Tarte Tatin - Nest in Normandy Dieppe

Tarte Tatin

Ingredients: Yields 1 pie

From the fresh produce market:
2 kg apples

From the grocery store:
1 puff pastry dough (pure butter)
250g sugar

From the cheesemarket:
125g unsalted butter
50g salted butter

From your larder:

  • Melt 50g of salted butter in a pie dish and spread the melted butter over the base and sides of the dish. Coat the dish with sugar.
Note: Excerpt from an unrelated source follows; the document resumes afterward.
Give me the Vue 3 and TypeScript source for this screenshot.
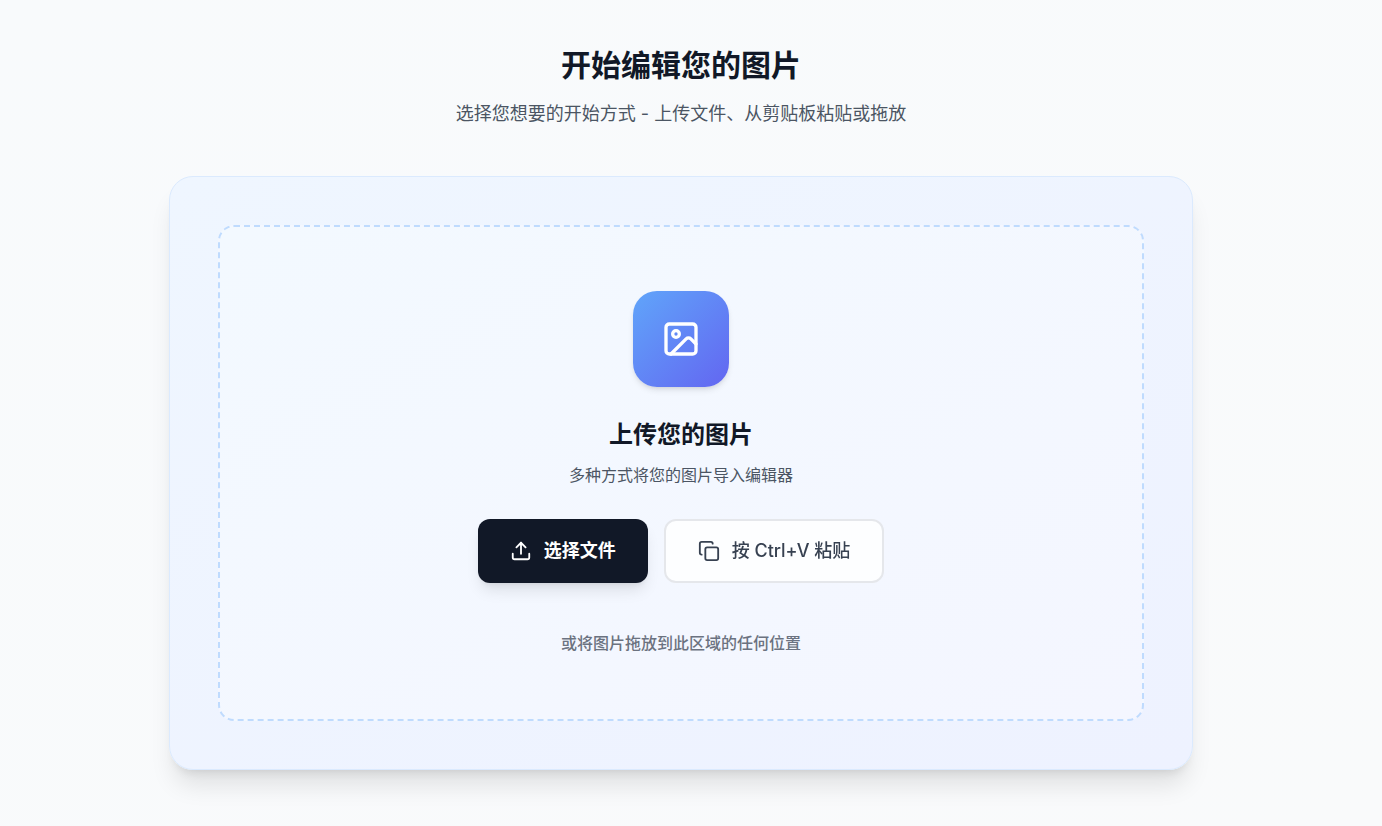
<script setup lang="ts">
import { ref } from 'vue'

const fileInput = ref<HTMLInputElement | null>(null)

function chooseFile(): void {
  fileInput.value?.click()
}
</script>

<template>
  <main class="page">
    <header class="intro">
      <h1>开始编辑您的图片</h1>
      <p>选择您想要的开始方式 - 上传文件、从剪贴板粘贴或拖放</p>
    </header>

    <section class="card">
      <div class="dropzone">
        <div class="badge">
          <svg width="40" height="40" viewBox="0 0 24 24" aria-hidden="true">
            <rect x="3" y="3" width="18" height="18" rx="2" />
            <circle cx="9" cy="9" r="2" />
            <path d="m21 15-3.086-3.086a2 2 0 0 0-2.828 0L6 21" />
          </svg>
        </div>
        <h2>上传您的图片</h2>
        <p class="lead">多种方式将您的图片导入编辑器</p>
        <div class="actions">
          <button type="button" class="btn primary" @click="chooseFile">
            <svg width="22" height="22" viewBox="0 0 24 24" aria-hidden="true">
              <path d="M21 15v4a2 2 0 0 1-2 2H5a2 2 0 0 1-2-2v-4" />
              <path d="m17 8-5-5-5 5" />
              <path d="M12 3v12" />
            </svg>
            选择文件
          </button>
          <button type="button" class="btn secondary">
            <svg width="22" height="22" viewBox="0 0 24 24" aria-hidden="true">
              <rect x="8" y="8" width="14" height="14" rx="2" />
              <path d="M4 16c-1.1 0-2-.9-2-2V4c0-1.1.9-2 2-2h10c1.1 0 2 .9 2 2" />
            </svg>
            按 Ctrl+V 粘贴
          </button>
        </div>
        <p class="hint">或将图片拖放到此区域的任何位置</p>
        <input ref="fileInput" type="file" accept="image/*" aria-label="选择文件" hidden />
      </div>
    </section>
  </main>
</template>

<style>
body {
  background: #f9fafb;
}
</style>

<style scoped>
.page {
  box-sizing: border-box;
  min-height: 100vh;
  padding: 48px 20px 56px 0;
  background: linear-gradient(to bottom right, #f8fafc, #f9fafb);
  font-family: Inter, "Noto Sans CJK SC", sans-serif;
  color: #111827;
}
h1,
h2,
p {
  margin: 0;
}
.intro {
  margin-bottom: 48px;
  text-align: center;
}
.intro h1 {
  margin-bottom: 18px;
  font-size: 30px;
  line-height: 34px;
  font-weight: 700;
}
.intro p {
  font-size: 18px;
  line-height: 28px;
  color: #4b5563;
}
.card {
  box-sizing: border-box;
  max-width: 1024px;
  margin: 0 auto;
  padding: 48px;
  border: 1px solid #dbeafe;
  border-radius: 24px;
  background: linear-gradient(to bottom right, #eff6ff, #eef2ff);
  box-shadow: 0 20px 25px -5px rgba(0, 0, 0, 0.1), 0 8px 10px -6px rgba(0, 0, 0, 0.1);
}
.dropzone {
  display: flex;
  flex-direction: column;
  align-items: center;
  padding: 64px;
  border: 2px dashed #bfdbfe;
  border-radius: 16px;
  background: linear-gradient(to bottom right, #f3f9ff, #f4f6ff);
  text-align: center;
}
svg {
  flex: none;
  fill: none;
  stroke: currentColor;
  stroke-width: 2;
  stroke-linecap: round;
  stroke-linejoin: round;
}
.badge {
  display: flex;
  align-items: center;
  justify-content: center;
  width: 96px;
  height: 96px;
  margin-bottom: 32px;
  border-radius: 24px;
  background: linear-gradient(to bottom right, #60a5fa, #6366f1);
  box-shadow: 0 4px 6px -1px rgba(0, 0, 0, 0.1), 0 2px 4px -2px rgba(0, 0, 0, 0.1);
  color: #fff;
}
.dropzone h2 {
  margin-bottom: 12px;
  font-size: 24px;
  line-height: 32px;
  font-weight: 700;
}
.lead,
.hint {
  font-size: 16px;
  line-height: 24px;
}
.lead {
  margin-bottom: 32px;
  color: #4b5563;
}
.actions {
  display: flex;
  flex-wrap: wrap;
  justify-content: center;
  gap: 16px;
  margin-bottom: 48px;
}
.btn {
  display: inline-flex;
  align-items: center;
  justify-content: center;
  gap: 12px;
  min-height: 64px;
  padding: 0 32px;
  border: 0;
  border-radius: 12px;
  font-family: inherit;
  font-size: 18px;
  line-height: 28px;
  cursor: pointer;
}
.primary {
  background: #111827;
  color: #fff;
  font-weight: 700;
  box-shadow: 0 10px 15px -3px rgba(0, 0, 0, 0.1), 0 4px 6px -4px rgba(0, 0, 0, 0.1);
}
.secondary {
  border: 2px solid #e5e7eb;
  background: rgba(255, 255, 255, 0.8);
  backdrop-filter: blur(4px);
  color: #374151;
  font-weight: 500;
}
.hint {
  font-weight: 500;
  color: #6b7280;
}
</style>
Leave the excess sugar on the base of the dish, forming a 3 mm layer.  Sprinkle a pinch of cinnamon over the sugar and set the prepared pie dish aside.
  • Peel the apples and cut them into eight parts.  In a frying pan, melt a heaped tbsp. of unsalted butter with approx.  4 tbsp. of sugar and a pinch of cinnamon. Brown the apple pieces.  The apples will soften slightly, making it easier to spread them out in the dish.
  • Place the apple pieces close together in the pie dish.  Cover the first layer of apples with a little sugar, a few knobs of butter and a pinch of cinnamon. Repeat this process until you have used up all the apple pieces.  Add 3 tbsp. of the cooking syrup to the final layer.
  • Place in a medium over (210°C, gas mark 7) for approx. 20 minutes.  Remove the dish from the over and let it cool for approx. 30 minutes.
  • Place the puff pastry circle on top of the pie dish. Roll it out and cut it using the rolling pin. Make sure that the edges are well covered.  Return the pie dish to the oven for 40 minutes to bake the pastry until golden. Don’t let the pastry overbrown.

Tip: You should avoid caramel forming in the pie dish since this will produce an unpleasant bitterness once re-cooked.  If you see that the pastry is overbrowning, cover the pie with foil.